Le grand attaquant norvégien (1,95m), parfois en difficulté avec ses pieds, symbolisait la frustration que pouvait ressentir l'homme aux 255 buts en D1, qui sentait si bien le jeu et était si techniquement agile. De là sont nées des expressions passées à la postérité, rappelées dans le portrait que lui a consacré L'Équipe ce mercredi, comme "Il faut travailler à la NASA pour trouver ça", "J'aimerais pas être le ballon" ou "Il a oublié d'enlever ses chaussures de la boîte".

"Il en avait des tonnes comme ça, toujours distillées au bon moment. Il y a ce qu'il disait à l'antenne, et puis ce qu'il exprimait hors micro, juste avec un regard. Il me tapait sur le genou et ses yeux roulaient vers le ciel, ça voulait dire que ça n'allait pas du tout", raconte Benedetti. Dès leur premier match ensemble, le Trophée des Champions 2005 remporté contre Auxerre (4-1), les deux hommes avaient noué une grande complicité.

Il arrivait aussi au journaliste de s'emporter, mais il laissait volontiers le beau rôle à son ami. "Bernard embellissait ses commentaires avec tout l'amour qu'il pouvait avoir pour son club, cette passion et parfois toute la colère qu'il pouvait avoir, se souvient-il. Un jour, pendant un match à Gerland, il était tellement énervé, il a mis un gros coup de poing sur la table et il a pété le poste de commentaires. C'était Bernard."

"Les joueurs le craignaient un petit peu"

La semaine suivant les matchs, la rediffusion de leurs commentaires dans les vestiaires avait toujours son petit effet. "Les joueurs le craignaient un petit peu", poursuit le journaliste. "Parfois, après les matchs, ils demandaient si c'était Bernard qui allait faire le commentaire. Quand ils n'avaient pas été bons, ils savaient qu'ils allaient se faire tailler. Et en effet, certains en prenaient pour leur grade. Mais il n'y avait pas de méchanceté, ça l'énervait juste un petit peu."

Richard Benedetti confesse qu'il connaissait tellement bien le phénomène qu'il lui arrivait de le "pousser un petit peu", juste pour voir sa réaction. "Parfois, je le calmait aussi. Je lui mettais la main sur le genou ou sur l'épaule, il me regardait et ça allait un petit peu mieux. Mais c'était difficile de calmer Bernard", se souvient-il. S'il évoque tous ces moments de "grande rigolade", son souvenir le plus marquant est sans doute la soirée de cette défaite traumatisante à San Siro, en quart de finale retour de la Ligue des Champions 2005-2006.

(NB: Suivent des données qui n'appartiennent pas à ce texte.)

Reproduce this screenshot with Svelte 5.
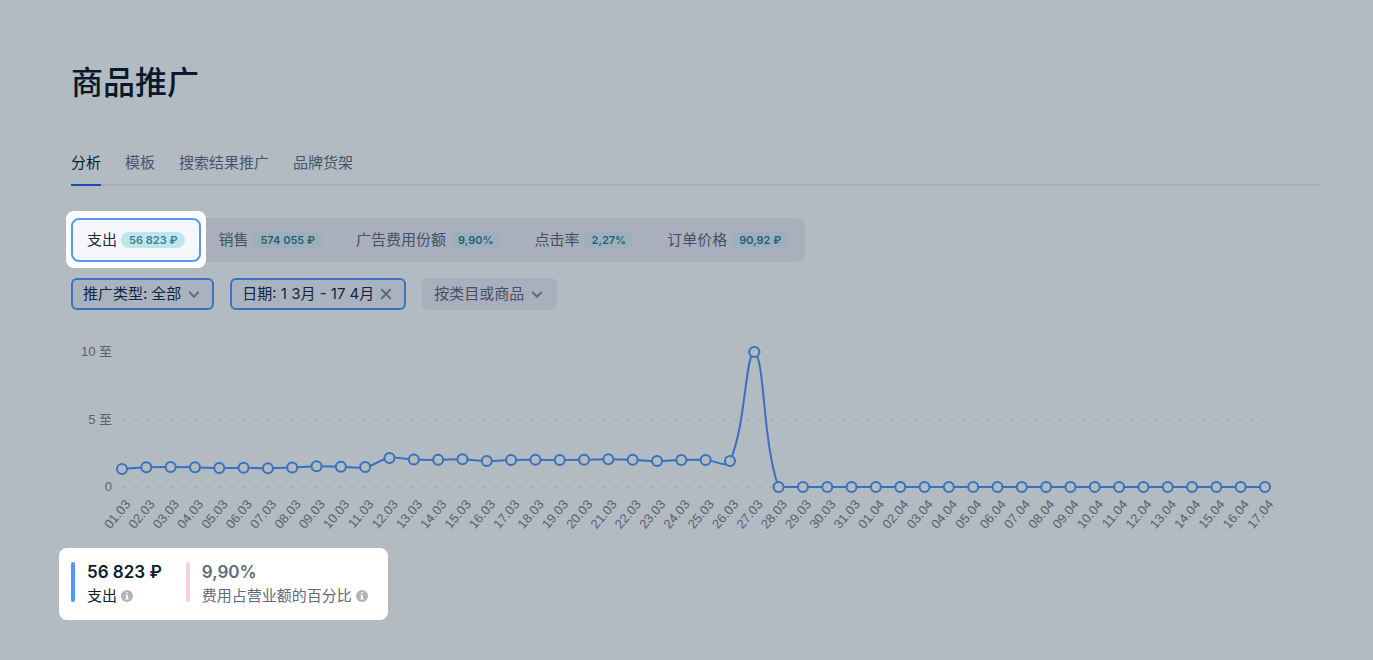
<script lang="ts">
	type Metric = {
		id: string;
		label: string;
		value: string;
	};

	type Point = { x: number; y: number };

	const tabs = ['分析', '模板', '搜索结果推广', '品牌货架'];

	const metrics: Metric[] = [
		{ id: 'spend', label: '支出', value: '56 823 ₽' },
		{ id: 'sales', label: '销售', value: '574 055 ₽' },
		{ id: 'share', label: '广告费用份额', value: '9,90%' },
		{ id: 'ctr', label: '点击率', value: '2,27%' },
		{ id: 'price', label: '订单价格', value: '90,92 ₽' }
	];

	const values = [
		1.33, 1.46, 1.48, 1.46, 1.4, 1.43, 1.38, 1.44, 1.53, 1.5, 1.48, 2.14, 2.03, 2.01, 2.05, 1.92,
		2.0, 2.01, 2.0, 2.01, 2.05, 2.01, 1.92, 2.0, 2.0, 1.92, 10, 0, 0, 0, 0, 0, 0, 0, 0, 0, 0, 0, 0,
		0, 0, 0, 0, 0, 0, 0, 0, 0
	];

	const ticks = [
		{ value: 10, label: '10 至' },
		{ value: 5, label: '5 至' },
		{ value: 0, label: '0' }
	];

	const MARCH_DAYS = 31;
	const CHART_HEIGHT = 210;
	const PLOT = { left: 51, right: 54, top: 26, bottom: 161 };
	const TENSION = 0.4;

	let activeTab = $state(0);
	let activeMetric = $state('spend');
	let chartWidth = $state(1248);

	function dayLabel(i: number) {
		const inMarch = i < MARCH_DAYS;
		const day = inMarch ? i + 1 : i + 1 - MARCH_DAYS;
		return `${String(day).padStart(2, '0')}.${inMarch ? '03' : '04'}`;
	}

	function yFor(value: number) {
		return PLOT.bottom - (value / 10) * (PLOT.bottom - PLOT.top);
	}

	function clampY(y: number) {
		return Math.min(PLOT.bottom, Math.max(PLOT.top, y));
	}

	// Control points before and after each point, kept inside the plot area
	function controls(pts: Point[], i: number) {
		const cur = pts[i];
		const prev = pts[i - 1] ?? cur;
		const next = pts[i + 1] ?? cur;
		const d01 = Math.hypot(cur.x - prev.x, cur.y - prev.y);
		const d12 = Math.hypot(next.x - cur.x, next.y - cur.y);
		const fa = (TENSION * d01) / (d01 + d12);
		const fb = (TENSION * d12) / (d01 + d12);
		return {
			before: { x: cur.x - fa * (next.x - prev.x), y: clampY(cur.y - fa * (next.y - prev.y)) },
			after: { x: cur.x + fb * (next.x - prev.x), y: clampY(cur.y + fb * (next.y - prev.y)) }
		};
	}

	function buildPath(pts: Point[]) {
		let d = `M${pts[0].x} ${pts[0].y}`;
		for (let i = 1; i < pts.length; i++) {
			const a = controls(pts, i - 1).after;
			const b = controls(pts, i).before;
			d += `C${a.x} ${a.y} ${b.x} ${b.y} ${pts[i].x} ${pts[i].y}`;
		}
		return d;
	}

	let plotRight = $derived(chartWidth - PLOT.right);
	let points = $derived(
		values.map((v, i) => ({
			x: PLOT.left + (i * (plotRight - PLOT.left)) / (values.length - 1),
			y: yFor(v)
		}))
	);
	let path = $derived(buildPath(points));
</script>

{#snippet chevron()}
	<svg class="icon" viewBox="0 0 16 16" aria-hidden="true">
		<path d="M3.8 6.5 8 10.7 12.2 6.5" />
	</svg>
{/snippet}

{#snippet info()}
	<svg class="info" viewBox="0 0 12 12" aria-hidden="true">
		<circle cx="6" cy="6" r="6" />
		<path d="M5.2 2.3h1.7v1.5H5.2zM4.4 4.9h2.5v3.5h.9v1.2H4.3V8.4h.9V6h-.8z" />
	</svg>
{/snippet}

<main>
	<h1>商品推广</h1>

	<nav class="tabs">
		{#each tabs as tab, i}
			<button class="tab" class:active={activeTab === i} onclick={() => (activeTab = i)}>
				{tab}
			</button>
		{/each}
	</nav>

	<div class="metrics">
		{#each metrics as metric}
			<button
				class="metric"
				class:active={activeMetric === metric.id}
				onclick={() => (activeMetric = metric.id)}
			>
				{metric.label}
				<span class="badge">{metric.value}</span>
			</button>
		{/each}
	</div>

	<div class="filters">
		<label class="filter selected">
			<span>推广类型:</span>
			<select>
				<option>全部</option>
			</select>
			{@render chevron()}
		</label>
		<button class="filter selected date">
			<span>日期: 1 3月 - 17 4月</span>
			<svg class="icon" viewBox="0 0 16 16" aria-hidden="true">
				<path d="M3.8 3.8 12.2 12.2M12.2 3.8 3.8 12.2" />
			</svg>
		</button>
		<label class="filter">
			<select aria-label="按类目或商品">
				<option>按类目或商品</option>
			</select>
			{@render chevron()}
		</label>
	</div>

	<div class="chart" bind:clientWidth={chartWidth}>
		<svg width={chartWidth} height={CHART_HEIGHT} role="img" aria-label="支出">
			{#each ticks as tick}
				<line class="grid" x1={PLOT.left} x2={plotRight} y1={yFor(tick.value)} y2={yFor(tick.value)} />
				<text class="tick" x={PLOT.left - 10} y={yFor(tick.value) + 4} text-anchor="end">
					{tick.label}
				</text>
			{/each}
			<path class="line" d={path} />
			{#each points as point, i}
				<circle class="dot" cx={point.x} cy={point.y} r="5" />
				<text
					class="tick"
					text-anchor="end"
					transform="translate({point.x + 6} {PLOT.bottom + 15}) rotate(-50)"
					dy="4"
				>
					{dayLabel(i)}
				</text>
			{/each}
		</svg>
	</div>

	<section class="legend">
		<div class="total spend">
			<strong>56 823 ₽</strong>
			<span>支出 {@render info()}</span>
		</div>
		<div class="total share">
			<strong>9,90%</strong>
			<span>费用占营业额的百分比 {@render info()}</span>
		</div>
	</section>
</main>

<style>
	:global(body) {
		margin: 0;
		background: #b2bac2;
	}

	main {
		padding: 63px 54px 40px 71px;
		font-family: Inter, 'Noto Sans CJK SC', sans-serif;
		font-size: 15px;
		line-height: 24px;
		color: #0b1c30;
	}

	button,
	select {
		margin: 0;
		padding: 0;
		border: none;
		background: none;
		font: inherit;
		color: inherit;
		cursor: pointer;
	}

	h1 {
		margin: 0;
		font-size: 32px;
		line-height: 40px;
		font-weight: 500;
		color: #08192d;
	}

	.tabs {
		display: flex;
		gap: 24px;
		margin-top: 48px;
		box-shadow: inset 0 -2px #a2afbb;
	}

	.tab {
		padding-bottom: 9px;
		border-bottom: 2px solid transparent;
		color: #47576a;
	}

	.tab.active {
		border-color: #1f4cb4;
		color: #0b1c30;
	}

	.metrics {
		isolation: isolate;
		display: flex;
		gap: 1px;
		width: fit-content;
		height: 44px;
		margin-top: 32px;
		border-radius: 8px;
		background: #a9afbc;
	}

	.metric {
		position: relative;
		display: flex;
		align-items: center;
		gap: 4px;
		padding: 0 16px;
		border-radius: 8px;
		white-space: nowrap;
		color: #435265;
	}

	.metric.active {
		padding: 0 14px;
		border: 2px solid #5199f1;
		background: #f5f7fb;
		color: #1b2b40;
	}

	/* white halo behind the highlighted metric */
	.metric.active::before {
		content: '';
		position: absolute;
		inset: -9px -7px -8px;
		z-index: -1;
		border-radius: 8px;
		background: #fff;
	}

	.badge {
		padding: 0 8px;
		border-radius: 8px;
		background: #9cb0ba;
		font-size: 11px;
		line-height: 16px;
		font-weight: 600;
		color: #265f7a;
	}

	.metric.active .badge {
		background: #bfe6ea;
		color: #3b7f92;
	}

	.filters {
		display: flex;
		gap: 16px;
		margin-top: 16px;
	}

	.filter {
		display: flex;
		align-items: center;
		gap: 4px;
		box-sizing: border-box;
		height: 32px;
		padding: 0 12px;
		border-radius: 6px;
		background: #a9afbc;
		white-space: nowrap;
		color: #435265;
	}

	.filter.selected {
		padding: 0 10px;
		border: 2px solid #3a74be;
		background: #a9b3bf;
		color: #14243a;
	}

	select {
		appearance: none;
		outline: none;
	}

	.icon {
		width: 16px;
		height: 16px;
		fill: none;
		stroke: #5e6c7c;
		stroke-width: 2;
		stroke-linecap: round;
		stroke-linejoin: round;
	}

	.chart {
		margin-top: 16px;
		overflow: hidden;
	}

	.chart svg {
		display: block;
	}

	.grid {
		stroke: #9ea7b0;
		stroke-width: 1;
		stroke-dasharray: 4 8;
	}

	.line {
		fill: none;
		stroke: #3872bc;
		stroke-width: 2;
	}

	.dot {
		fill: #b2bac2;
		stroke: #3872bc;
		stroke-width: 2;
	}

	.tick {
		font-family: 'Liberation Sans', 'Noto Sans CJK SC', sans-serif;
		font-size: 13px;
		fill: #566271;
	}

	.legend {
		display: flex;
		gap: 24px;
		width: fit-content;
		margin: 12px 0 0 -12px;
		padding: 12px 20px 12px 12px;
		border-radius: 8px;
		background: #fff;
	}

	.total {
		display: grid;
		grid-template-columns: 4px auto;
		column-gap: 12px;
	}

	.total::before {
		content: '';
		grid-row: 1 / 3;
		margin: 2px 0 6px;
		border-radius: 2px;
		background: #5199f1;
	}

	.total.share::before {
		background: #f7d1da;
	}

	.total strong {
		font-size: 17px;
		font-weight: 600;
	}

	.total span {
		display: flex;
		align-items: center;
		gap: 4px;
	}

	.total.share {
		color: #616b79;
	}

	.info {
		width: 12px;
		height: 12px;
		fill: #b0b4ba;
	}

	.info path {
		fill: #fff;
	}
</style>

Cette saison-là, tous les anciens joueurs le disent, c'était le plus grand Lyon des années 2000, celui qui se voyait aller au bout, qui avait corrigé le Real Madrid 3-0 en poules avant de surclasser le PSV 4-0 en huitième de finale. Qualifiés au début du temps additionnel grâce à ce score de 1-1 (0-0 à l'aller), les Lyonnais ont encaissé un but assassin de Filippo Inzaghi à la 88e minute, avant que Shevchenko ne porte le coup de grâce dans les arrêts de jeu.

Un observateur exceptionnel

"Le pire moment de tous", raconte Benedetti, dont la voix se voile légèrement. "C'était incroyable. Bernard avait les larmes aux yeux. Il est resté prostré au poste de commentaires. Jean-Yves Meilland, qui était le patron de la chaîne, a dû le prendre par la main pour l'emmener au vestiaire. C'était la fin du monde pour lui. Il n'arrivait plus à bouger."

Au-delà de ces coups de gueule ou de ces moments suspendus, Bernard Lacombe était avant tout un observateur exceptionnel. Le triple champion de France (1984, 1985, 1987) et double vainqueur de la Coupe de France (1986, 1987) avec Bordeaux percevait le football comme peu sont capables. "Il devinait le match au bout de quelques minutes, c'était sa grande force, insiste son ancien complice. Il était capable de dire : 'Richard, tu vas voir, ça, ça et ça va arriver'. Il annonçait quasiment les buts avant." Des paroles non vaines, les vidéos sont là pour en témoigner.